Green rolling hills, rugged cliffs, steep mountain peaks and mystical valleys – Scotland is a hiking paradise. Sabrina and Igor from Explore the Outdoors spent three weeks in the rough nature of the Scottish Highlands. Read below what the two of them experienced there and what equipment you need in the land of kilts and bagpipes.
"Scotland? Doesn't it just rain there all the time?"
Scotland has always fascinated us. And we finally got to go in August: we set off for the far north with our van that we converted and explore the unique nature of the Scottish Highlands for three weeks. We started thinking about the right equipment for this trip long beforehand. "Doesn't it rain there all the time?" our friends ask anxiously. "Yes, but as we all know, there's no such thing as bad weather, only bad clothing," is our standard answer. One thing's for sure – we need to take the perfect rainwear with us.
The weather is beautiful when we reach Edinburgh. 18 degrees and bright sunshine – we honestly did not expect that. But only two days later we continue north to the oldest national park on Scottish territory: Loch Lomond & The Trossachs National Park. The weather is good while we prepare our dinner directly at the lake in the evening, but the following morning we are woken up by raindrops. There it is: the REAL Scottish weather.
Breathtaking view from Ben Arthur
There is no sign of the rain stopping even at noon. But this should not stop us from climbing one of the most impressive peaks of the southern Highlands: Ben Arthur, also known as "The Cobbler". So we slip into our rain jackets and put on our rain pants. It's not really cold, but a strong wind blows around our faces the higher we get. It's a good thing that our functional jackets are not only waterproof but also windproof. On the way up, we get everything from heavy rain to sunshine, and are rewarded with a breathtaking view on the 884 metre-high summit. Back at the car, we take the acid test. And in fact our clothes are completely dry under our jackets and pants. Test passed!
Rugged and unique: The Isle of Mist
After a detour via Glen Coe, we finally get to a destination that we have really been looking forward to: the Isle of Skye. The "Isle of Mist" in the west of Scotland is a must on every tour of Scotland. Wild scenery, unique beaches, deep Lochs and bizarre mountain ranges – you can really find everything an outdoor heart desires here. As nice as it is here, it's still wet. During the 5 days that we explored the island, it actually rained almost every day. But this was no reason for us to spend our days on the island in the van. Our rainwear did not let us down either at famous landmarks such as the Old Man of Storr, the Fairy Pools or the white Coral Beach. And to be honest, all the rain has made the island a bit more mystical.
Up on the Stac Polly
Our route takes us further north. In a sparsely populated region north of Ullapool another mountain is waiting for us. With its 613 metres, the mountain is rather small for our standards, but due to the breathtaking view it is still a popular destination for hikers, which we also do not want to miss out on. Unusual: we actually reach the starting point of our hike in bright sunshine. But that doesn't stop us from putting our rainwear into the backpack to be on the safe side – after all, you never know. Moreover, the ultralight Metro functional jacket can be packed easily into itself. But it doesn't have to stay in the backpack for very long anyway, because after a few metres we see dark clouds coming towards us and the first drops start falling again. The Raindrop L rain pants are also quick to put on. Thanks to a leg zip up to the hip, we don't even have to take off our shoes. When we get to the summit, the sun is shining again and we are rewarded once more with a great view.

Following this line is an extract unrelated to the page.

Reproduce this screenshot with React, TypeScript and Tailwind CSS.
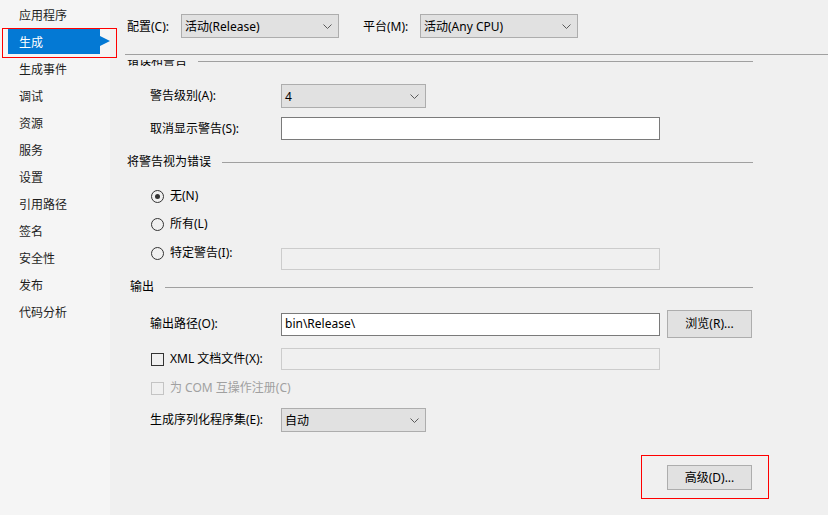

We spent a total of 18 days in Scotland and had about 3 days without rain. But thanks to the right clothing, we were able to enjoy our time in the rough nature to the full. Scotland is a dream come true for us and we've fallen for the wild and romantic west coast of the country. One thing we’re sure of: when we return to the Highlands, we'll have our rainwear with us again. And until then, it will be our faithful companion during fall in Germany.